Available records:
▼

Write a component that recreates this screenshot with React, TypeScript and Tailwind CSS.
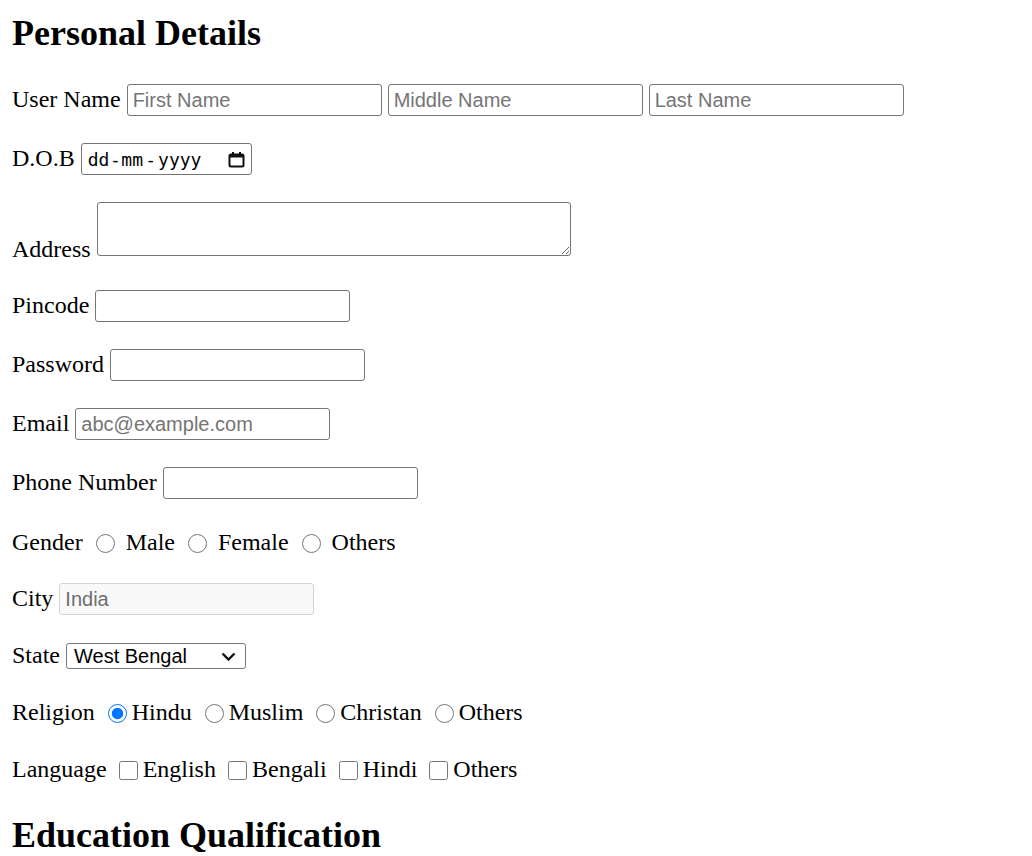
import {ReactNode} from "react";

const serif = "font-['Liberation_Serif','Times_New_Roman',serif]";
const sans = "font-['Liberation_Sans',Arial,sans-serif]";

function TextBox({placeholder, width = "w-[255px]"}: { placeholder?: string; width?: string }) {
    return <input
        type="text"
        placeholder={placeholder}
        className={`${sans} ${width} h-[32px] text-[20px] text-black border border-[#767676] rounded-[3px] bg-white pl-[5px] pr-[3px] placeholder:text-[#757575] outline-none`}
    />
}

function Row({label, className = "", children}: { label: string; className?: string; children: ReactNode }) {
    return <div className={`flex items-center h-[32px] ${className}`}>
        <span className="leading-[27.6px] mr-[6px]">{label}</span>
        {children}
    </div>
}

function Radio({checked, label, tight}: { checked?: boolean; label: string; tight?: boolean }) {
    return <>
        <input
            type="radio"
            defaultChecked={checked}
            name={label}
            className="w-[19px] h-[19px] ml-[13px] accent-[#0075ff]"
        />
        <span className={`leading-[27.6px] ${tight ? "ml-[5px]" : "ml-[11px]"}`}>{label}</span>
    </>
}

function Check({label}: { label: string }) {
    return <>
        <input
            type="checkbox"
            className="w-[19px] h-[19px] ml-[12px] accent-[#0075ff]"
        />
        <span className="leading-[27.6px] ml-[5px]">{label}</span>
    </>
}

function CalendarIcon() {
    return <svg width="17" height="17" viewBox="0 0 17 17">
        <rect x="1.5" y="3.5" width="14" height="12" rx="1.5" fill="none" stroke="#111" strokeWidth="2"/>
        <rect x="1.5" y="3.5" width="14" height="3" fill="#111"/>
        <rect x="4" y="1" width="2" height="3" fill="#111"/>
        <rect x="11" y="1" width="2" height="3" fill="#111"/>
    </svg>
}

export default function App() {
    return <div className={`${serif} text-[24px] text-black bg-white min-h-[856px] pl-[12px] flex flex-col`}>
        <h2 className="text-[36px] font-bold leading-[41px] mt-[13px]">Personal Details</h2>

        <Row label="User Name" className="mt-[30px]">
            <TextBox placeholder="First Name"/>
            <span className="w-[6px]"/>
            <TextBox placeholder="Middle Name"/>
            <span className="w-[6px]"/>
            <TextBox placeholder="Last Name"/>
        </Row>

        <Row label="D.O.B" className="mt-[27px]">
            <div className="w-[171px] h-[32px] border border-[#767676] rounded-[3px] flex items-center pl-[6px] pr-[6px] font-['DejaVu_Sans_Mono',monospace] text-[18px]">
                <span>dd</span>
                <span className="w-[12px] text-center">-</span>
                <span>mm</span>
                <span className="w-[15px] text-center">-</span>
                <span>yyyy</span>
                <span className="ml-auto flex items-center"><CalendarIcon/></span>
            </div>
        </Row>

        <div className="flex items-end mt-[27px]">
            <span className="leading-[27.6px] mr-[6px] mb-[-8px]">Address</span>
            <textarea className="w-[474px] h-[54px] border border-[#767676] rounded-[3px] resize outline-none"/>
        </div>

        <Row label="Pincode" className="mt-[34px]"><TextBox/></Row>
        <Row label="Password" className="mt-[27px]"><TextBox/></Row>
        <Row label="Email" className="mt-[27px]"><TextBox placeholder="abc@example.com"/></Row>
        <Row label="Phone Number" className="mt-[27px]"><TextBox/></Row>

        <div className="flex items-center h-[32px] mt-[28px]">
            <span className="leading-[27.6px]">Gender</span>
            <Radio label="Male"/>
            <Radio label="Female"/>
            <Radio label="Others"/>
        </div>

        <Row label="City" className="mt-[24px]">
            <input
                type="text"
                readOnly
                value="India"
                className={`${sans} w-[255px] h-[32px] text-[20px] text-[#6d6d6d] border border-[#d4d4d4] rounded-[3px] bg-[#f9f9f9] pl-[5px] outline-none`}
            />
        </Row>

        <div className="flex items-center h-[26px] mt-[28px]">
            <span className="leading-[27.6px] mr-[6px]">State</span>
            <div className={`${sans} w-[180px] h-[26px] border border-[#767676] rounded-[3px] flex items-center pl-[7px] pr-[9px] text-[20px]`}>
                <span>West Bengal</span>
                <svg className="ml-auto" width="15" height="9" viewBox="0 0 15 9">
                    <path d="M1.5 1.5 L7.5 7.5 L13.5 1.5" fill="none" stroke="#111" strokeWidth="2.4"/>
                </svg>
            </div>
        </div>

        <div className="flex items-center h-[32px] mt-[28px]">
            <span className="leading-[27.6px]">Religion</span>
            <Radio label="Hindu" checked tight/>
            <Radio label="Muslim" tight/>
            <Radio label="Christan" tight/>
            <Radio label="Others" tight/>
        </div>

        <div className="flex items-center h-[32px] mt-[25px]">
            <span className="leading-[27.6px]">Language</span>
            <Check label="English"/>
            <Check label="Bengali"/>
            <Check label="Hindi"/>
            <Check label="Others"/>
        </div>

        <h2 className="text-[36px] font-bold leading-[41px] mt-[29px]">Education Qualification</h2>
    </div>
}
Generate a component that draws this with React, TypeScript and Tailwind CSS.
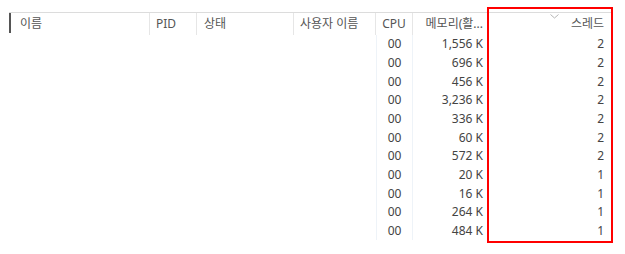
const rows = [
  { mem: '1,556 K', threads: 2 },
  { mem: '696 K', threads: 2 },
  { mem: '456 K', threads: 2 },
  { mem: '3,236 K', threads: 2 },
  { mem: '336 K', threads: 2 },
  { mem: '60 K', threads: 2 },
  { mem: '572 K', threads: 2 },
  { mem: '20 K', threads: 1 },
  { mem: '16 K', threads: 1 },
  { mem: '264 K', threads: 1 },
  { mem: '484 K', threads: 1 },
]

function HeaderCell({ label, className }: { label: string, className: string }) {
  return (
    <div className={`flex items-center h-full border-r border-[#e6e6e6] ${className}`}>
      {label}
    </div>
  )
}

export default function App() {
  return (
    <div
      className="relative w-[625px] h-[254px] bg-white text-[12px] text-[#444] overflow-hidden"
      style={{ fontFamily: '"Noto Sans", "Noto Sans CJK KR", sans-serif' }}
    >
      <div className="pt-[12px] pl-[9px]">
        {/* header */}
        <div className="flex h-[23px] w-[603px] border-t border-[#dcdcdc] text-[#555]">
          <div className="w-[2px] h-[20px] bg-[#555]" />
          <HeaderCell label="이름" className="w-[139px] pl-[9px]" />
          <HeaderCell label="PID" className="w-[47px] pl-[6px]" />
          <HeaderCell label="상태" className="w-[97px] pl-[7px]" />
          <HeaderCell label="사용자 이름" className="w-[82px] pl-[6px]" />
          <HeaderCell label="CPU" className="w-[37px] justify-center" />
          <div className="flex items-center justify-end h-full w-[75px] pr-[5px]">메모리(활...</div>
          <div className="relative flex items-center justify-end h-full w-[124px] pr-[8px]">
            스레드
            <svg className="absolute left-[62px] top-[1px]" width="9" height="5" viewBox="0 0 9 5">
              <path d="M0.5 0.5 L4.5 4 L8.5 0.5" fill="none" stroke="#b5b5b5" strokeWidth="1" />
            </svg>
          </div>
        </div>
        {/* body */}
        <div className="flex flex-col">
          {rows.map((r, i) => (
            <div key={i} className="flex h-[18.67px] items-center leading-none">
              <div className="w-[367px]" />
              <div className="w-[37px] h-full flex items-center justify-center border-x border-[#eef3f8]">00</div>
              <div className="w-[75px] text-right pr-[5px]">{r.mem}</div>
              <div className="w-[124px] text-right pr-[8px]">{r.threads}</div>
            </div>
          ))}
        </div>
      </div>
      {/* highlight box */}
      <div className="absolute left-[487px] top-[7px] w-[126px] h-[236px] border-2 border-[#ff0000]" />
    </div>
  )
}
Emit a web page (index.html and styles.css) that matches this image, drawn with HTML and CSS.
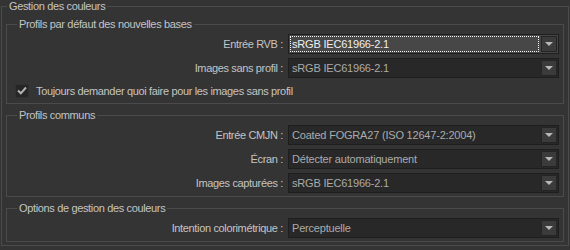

▲

What needs to be done: Output every entry exactly as given; pictures are not part of the copy.

Problem solution:
Write a component that recreates this screenshot with React, TypeScript and Tailwind CSS.
import {ReactNode} from "react";

const serif = "font-['Liberation_Serif','Times_New_Roman',serif]";
const sans = "font-['Liberation_Sans',Arial,sans-serif]";

function TextBox({placeholder, width = "w-[255px]"}: { placeholder?: string; width?: string }) {
    return <input
        type="text"
        placeholder={placeholder}
        className={`${sans} ${width} h-[32px] text-[20px] text-black border border-[#767676] rounded-[3px] bg-white pl-[5px] pr-[3px] placeholder:text-[#757575] outline-none`}
    />
}

function Row({label, className = "", children}: { label: string; className?: string; children: ReactNode }) {
    return <div className={`flex items-center h-[32px] ${className}`}>
        <span className="leading-[27.6px] mr-[6px]">{label}</span>
        {children}
    </div>
}

function Radio({checked, label, tight}: { checked?: boolean; label: string; tight?: boolean }) {
    return <>
        <input
            type="radio"
            defaultChecked={checked}
            name={label}
            className="w-[19px] h-[19px] ml-[13px] accent-[#0075ff]"
        />
        <span className={`leading-[27.6px] ${tight ? "ml-[5px]" : "ml-[11px]"}`}>{label}</span>
    </>
}

function Check({label}: { label: string }) {
    return <>
        <input
            type="checkbox"
            className="w-[19px] h-[19px] ml-[12px] accent-[#0075ff]"
        />
        <span className="leading-[27.6px] ml-[5px]">{label}</span>
    </>
}

function CalendarIcon() {
    return <svg width="17" height="17" viewBox="0 0 17 17">
        <rect x="1.5" y="3.5" width="14" height="12" rx="1.5" fill="none" stroke="#111" strokeWidth="2"/>
        <rect x="1.5" y="3.5" width="14" height="3" fill="#111"/>
        <rect x="4" y="1" width="2" height="3" fill="#111"/>
        <rect x="11" y="1" width="2" height="3" fill="#111"/>
    </svg>
}

export default function App() {
    return <div className={`${serif} text-[24px] text-black bg-white min-h-[856px] pl-[12px] flex flex-col`}>
        <h2 className="text-[36px] font-bold leading-[41px] mt-[13px]">Personal Details</h2>

        <Row label="User Name" className="mt-[30px]">
            <TextBox placeholder="First Name"/>
            <span className="w-[6px]"/>
            <TextBox placeholder="Middle Name"/>
            <span className="w-[6px]"/>
            <TextBox placeholder="Last Name"/>
        </Row>

        <Row label="D.O.B" className="mt-[27px]">
            <div className="w-[171px] h-[32px] border border-[#767676] rounded-[3px] flex items-center pl-[6px] pr-[6px] font-['DejaVu_Sans_Mono',monospace] text-[18px]">
                <span>dd</span>
                <span className="w-[12px] text-center">-</span>
                <span>mm</span>
                <span className="w-[15px] text-center">-</span>
                <span>yyyy</span>
                <span className="ml-auto flex items-center"><CalendarIcon/></span>
            </div>
        </Row>

        <div className="flex items-end mt-[27px]">
            <span className="leading-[27.6px] mr-[6px] mb-[-8px]">Address</span>
            <textarea className="w-[474px] h-[54px] border border-[#767676] rounded-[3px] resize outline-none"/>
        </div>

        <Row label="Pincode" className="mt-[34px]"><TextBox/></Row>
        <Row label="Password" className="mt-[27px]"><TextBox/></Row>
        <Row label="Email" className="mt-[27px]"><TextBox placeholder="abc@example.com"/></Row>
        <Row label="Phone Number" className="mt-[27px]"><TextBox/></Row>

        <div className="flex items-center h-[32px] mt-[28px]">
            <span className="leading-[27.6px]">Gender</span>
            <Radio label="Male"/>
            <Radio label="Female"/>
            <Radio label="Others"/>
        </div>

        <Row label="City" className="mt-[24px]">
            <input
                type="text"
                readOnly
                value="India"
                className={`${sans} w-[255px] h-[32px] text-[20px] text-[#6d6d6d] border border-[#d4d4d4] rounded-[3px] bg-[#f9f9f9] pl-[5px] outline-none`}
            />
        </Row>

        <div className="flex items-center h-[26px] mt-[28px]">
            <span className="leading-[27.6px] mr-[6px]">State</span>
            <div className={`${sans} w-[180px] h-[26px] border border-[#767676] rounded-[3px] flex items-center pl-[7px] pr-[9px] text-[20px]`}>
                <span>West Bengal</span>
                <svg className="ml-auto" width="15" height="9" viewBox="0 0 15 9">
                    <path d="M1.5 1.5 L7.5 7.5 L13.5 1.5" fill="none" stroke="#111" strokeWidth="2.4"/>
                </svg>
            </div>
        </div>

        <div className="flex items-center h-[32px] mt-[28px]">
            <span className="leading-[27.6px]">Religion</span>
            <Radio label="Hindu" checked tight/>
            <Radio label="Muslim" tight/>
            <Radio label="Christan" tight/>
            <Radio label="Others" tight/>
        </div>

        <div className="flex items-center h-[32px] mt-[25px]">
            <span className="leading-[27.6px]">Language</span>
            <Check label="English"/>
            <Check label="Bengali"/>
            <Check label="Hindi"/>
            <Check label="Others"/>
        </div>

        <h2 className="text-[36px] font-bold leading-[41px] mt-[29px]">Education Qualification</h2>
    </div>
}
Generate a component that draws this with React, TypeScript and Tailwind CSS.
const rows = [
  { mem: '1,556 K', threads: 2 },
  { mem: '696 K', threads: 2 },
  { mem: '456 K', threads: 2 },
  { mem: '3,236 K', threads: 2 },
  { mem: '336 K', threads: 2 },
  { mem: '60 K', threads: 2 },
  { mem: '572 K', threads: 2 },
  { mem: '20 K', threads: 1 },
  { mem: '16 K', threads: 1 },
  { mem: '264 K', threads: 1 },
  { mem: '484 K', threads: 1 },
]

function HeaderCell({ label, className }: { label: string, className: string }) {
  return (
    <div className={`flex items-center h-full border-r border-[#e6e6e6] ${className}`}>
      {label}
    </div>
  )
}

export default function App() {
  return (
    <div
      className="relative w-[625px] h-[254px] bg-white text-[12px] text-[#444] overflow-hidden"
      style={{ fontFamily: '"Noto Sans", "Noto Sans CJK KR", sans-serif' }}
    >
      <div className="pt-[12px] pl-[9px]">
        {/* header */}
        <div className="flex h-[23px] w-[603px] border-t border-[#dcdcdc] text-[#555]">
          <div className="w-[2px] h-[20px] bg-[#555]" />
          <HeaderCell label="이름" className="w-[139px] pl-[9px]" />
          <HeaderCell label="PID" className="w-[47px] pl-[6px]" />
          <HeaderCell label="상태" className="w-[97px] pl-[7px]" />
          <HeaderCell label="사용자 이름" className="w-[82px] pl-[6px]" />
          <HeaderCell label="CPU" className="w-[37px] justify-center" />
          <div className="flex items-center justify-end h-full w-[75px] pr-[5px]">메모리(활...</div>
          <div className="relative flex items-center justify-end h-full w-[124px] pr-[8px]">
            스레드
            <svg className="absolute left-[62px] top-[1px]" width="9" height="5" viewBox="0 0 9 5">
              <path d="M0.5 0.5 L4.5 4 L8.5 0.5" fill="none" stroke="#b5b5b5" strokeWidth="1" />
            </svg>
          </div>
        </div>
        {/* body */}
        <div className="flex flex-col">
          {rows.map((r, i) => (
            <div key={i} className="flex h-[18.67px] items-center leading-none">
              <div className="w-[367px]" />
              <div className="w-[37px] h-full flex items-center justify-center border-x border-[#eef3f8]">00</div>
              <div className="w-[75px] text-right pr-[5px]">{r.mem}</div>
              <div className="w-[124px] text-right pr-[8px]">{r.threads}</div>
            </div>
          ))}
        </div>
      </div>
      {/* highlight box */}
      <div className="absolute left-[487px] top-[7px] w-[126px] h-[236px] border-2 border-[#ff0000]" />
    </div>
  )
}
Emit a web page (index.html and styles.css) that matches this image, drawn with HTML and CSS.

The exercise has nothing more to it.